A story from Col Cseke, Inside Out Theatre
Updated: Apr 5
Early in the pandemic one of my staff members asked to be fired. CERB had just been announced and their idea was I could lay them off, they’d apply for CERB, and then “volunteer” at Inside Out and keep doing their job as before.
And they’d talked to a couple other staff members who were all willing to do the same.
This offer really cracked me open, in the way a show of kindness can cut through all the emotional and mental defences we put up during a crisis.
It was so generous, showed such commitment, and there was no way I could accept.
I couldn’t even consider it, not just because it was probably very illegal. I had committed that we would all stay on, everyone working together to figure out how we can still be there for our community. By everyone I mean the staff of Inside Out Theatre, a Deaf, Disabled, and Mad Theatre company. At the time we had 10 full and part-time staff members, who I told over and over that they can count on keeping their jobs.
Two years later I can tell you we’re all still here, no one was laid off and in fact we’ve added a couple of staff positions.
And I can say that’s only the case because of the support and investment from CADA and our other funders.

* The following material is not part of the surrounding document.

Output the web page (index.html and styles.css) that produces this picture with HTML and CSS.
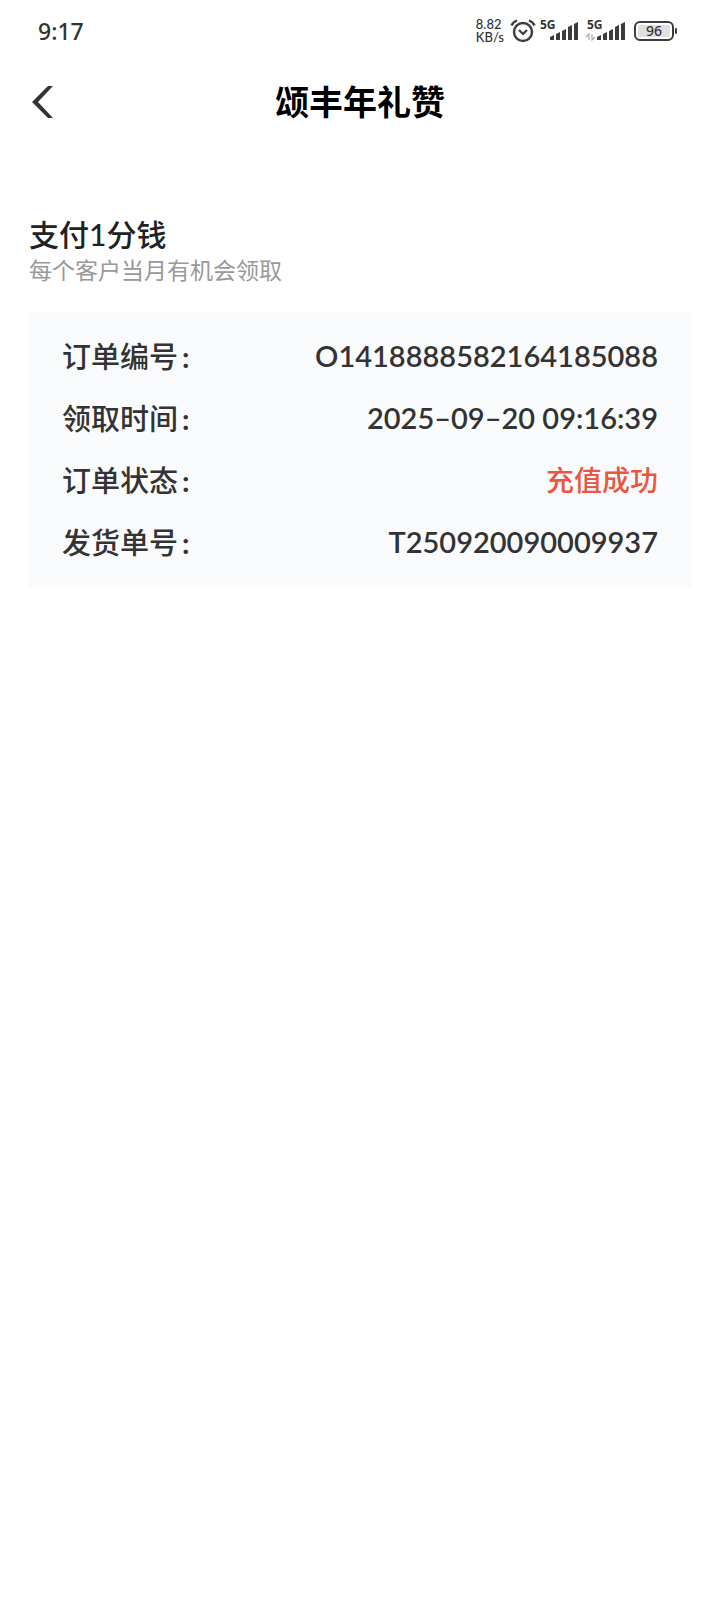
FILE: index.html
```html
<!DOCTYPE html>
<html lang="zh-CN">
<head>
    <meta charset="UTF-8">
    <meta name="viewport" content="width=device-width, initial-scale=1">
    <title>颂丰年礼赞</title>
    <link rel="stylesheet" href="styles.css">
</head>
<body>
    <!-- Status bar -->
    <div class="status-bar">
        <span class="clock">9:17</span>
        <div class="status-icons">
            <div class="net-speed">
                <span>8.82</span>
                <span>KB/s</span>
            </div>
            <svg class="alarm" width="26" height="24" viewBox="0 0 26 24" fill="none" stroke="#3c3c3c">
                <circle cx="13" cy="13" r="9" stroke-width="2.4"/>
                <path d="M9 11l4 4 4-4" stroke-width="2.2"/>
                <path d="M1.500 6.500Q3 3 7 1.500M24.500 6.500Q23 3 19 1.500" stroke-width="2.400"/>
            </svg>
            <div class="sim">
                <span class="sim-label">5G</span>
                <svg width="38" height="20" viewBox="0 0 38 20" fill="#3c3c3c">
                    <path d="M10 16l4-2v5h-4zM16 13l4-2v8h-4zM22 10l4-2v11h-4zM28 6l4-2v15h-4zM34 3l4-2v18h-4z"/>
                </svg>
            </div>
            <div class="sim">
                <span class="sim-label">5G</span>
                <svg width="38" height="20" viewBox="0 0 38 20" fill="#3c3c3c">
                    <path d="M2 19v-6l-3 3M5 13v6l3-3" fill="none" stroke="#aaa" stroke-width="1.2"/>
                    <path d="M10 16l4-2v5h-4zM16 13l4-2v8h-4zM22 10l4-2v11h-4zM28 6l4-2v15h-4zM34 3l4-2v18h-4z"/>
                </svg>
            </div>
            <div class="battery"><span class="battery-level">96</span></div>
        </div>
    </div>

    <!-- Title bar -->
    <header class="nav-bar">
        <button class="back" type="button" aria-label="返回">
            <svg width="22" height="34" viewBox="0 0 22 34" fill="#333">
                <path d="M16 1h5L6 17l15 16h-5L0 17z"/>
            </svg>
        </button>
        <h1>颂丰年礼赞</h1>
    </header>

    <main class="content">
        <h2>支付1分钱</h2>
        <p class="note">每个客户当月有机会领取</p>

        <!-- Order details -->
        <dl class="order">
            <div class="row">
                <dt>订单编号<span class="colon">:</span></dt>
                <dd>O1418888582164185088</dd>
            </div>
            <div class="row">
                <dt>领取时间<span class="colon">:</span></dt>
                <dd>2025–09–20 09:16:39</dd>
            </div>
            <div class="row">
                <dt>订单状态<span class="colon">:</span></dt>
                <dd class="success">充值成功</dd>
            </div>
            <div class="row">
                <dt>发货单号<span class="colon">:</span></dt>
                <dd>T250920090009937</dd>
            </div>
        </dl>
    </main>
</body>
</html>
```
FILE: styles.css
```css
* {
    box-sizing: border-box;
}

body {
    margin: 0;
    background-color: #fff;
    color: #333;
    font-family: Lato, "Noto Sans CJK SC", sans-serif;
    font-weight: 500;
}

.status-bar {
    display: flex;
    justify-content: space-between;
    align-items: center;
    height: 62px;
    padding: 0 46px 0 38px;
}

.clock {
    font-family: "Noto Sans", sans-serif;
    font-size: 23px;
}

.status-icons {
    display: flex;
    align-items: center;
    gap: 9px;
}

.net-speed {
    display: flex;
    flex-direction: column;
    margin-right: -3px;
    font-size: 13px;
    line-height: 13px;
}

.alarm {
    margin-right: -5px;
}

.sim {
    position: relative;
    height: 20px;
}

.sim svg {
    display: block;
    overflow: visible;
}

.sim-label {
    position: absolute;
    top: -2px;
    left: 0;
    font-family: "Noto Sans", sans-serif;
    font-size: 12px;
    font-weight: 700;
    line-height: 12px;
}

.battery {
    position: relative;
    width: 40px;
    height: 20px;
    padding: 2px;
    border: 2px solid #3c3c3c;
    border-radius: 6px;
}

.battery::after {
    content: "";
    position: absolute;
    top: 5px;
    right: -5px;
    width: 2px;
    height: 6px;
    border-radius: 1px;
    background-color: #3c3c3c;
}

.battery-level {
    display: block;
    border-radius: 2px;
    background-color: #e0e0e0;
    font-family: "Noto Sans", sans-serif;
    font-size: 14px;
    line-height: 12px;
    text-align: center;
}

.nav-bar {
    display: grid;
    grid-template-columns: 48px 1fr 48px;
    align-items: center;
    height: 80px;
    padding: 0 32px;
}

.back {
    display: flex;
    padding: 0;
    border: 0;
    background: none;
}

h1 {
    margin: 0;
    color: #000;
    font-size: 34px;
    font-weight: 700;
    line-height: 48px;
    text-align: center;
}

.content {
    padding: 74px 28px 0;
}

h2 {
    margin: 0;
    padding-left: 1px;
    color: #222;
    font-size: 30px;
    font-weight: 500;
    line-height: 36px;
}

.note {
    margin: 0;
    padding-left: 1px;
    color: #999;
    font-size: 23px;
    font-weight: 400;
    line-height: 36px;
}

.order {
    margin: 24px 0 0;
    padding: 12px 34px 16px;
    background-color: #fafbfd;
}

.row {
    display: flex;
    justify-content: space-between;
    align-items: center;
    height: 62px;
    font-size: 29px;
}

.colon {
    padding-left: 4px;
    font-weight: 700;
}

dd {
    margin: 0;
    font-weight: 600;
}

.success {
    color: #e9573f;
    font-size: 28px;
    font-weight: 500;
}
```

We had just previously received an increase in our Operating Grant from CADA, an increase that helped us cover our payroll obligations for those first few months when all of our earned revenue evaporated. CADA’s subsequent Covid response programs (your Resiliency/Recovery/Re-etc grants) allowed us to redirect staff positions to meaningful and Covid-safe work.
In that first year of the pandemic, when everything felt so precarious, our public funders showed up with consistency, flexibility, and conviction.
That conversation with my staff member I started with was prompted by the introduction of CERB - the federal program providing $500/week for folks who lost their jobs due to Covid. CERB spurred on a lot of conversation, particularly around the concept of Guaranteed Basic Income. I don’t have room to dig into a deeper conversation about Basic Income here (but if anyone reading wants to get into it please drop me a line!)
I mention it because I’ve come to think about Operating Grants, like the one Inside Out receives from CADA, as a form of Basic Income for organizations. Studies consistently show that Basic Income programs lead to greater security, resilience, and economic mobility - the same positive effects arts organizations enjoy with healthy operating grants.
I’m holding out a pragmatic hope that Canada will see some form of a Guaranteed Basic Income one day. In the meantime, let’s imagine what a Basic Income for artists would mean, what kind of freedom and stability that would inject into their lives.
Let’s talk about what an Individual Artist Operating Grant would look like.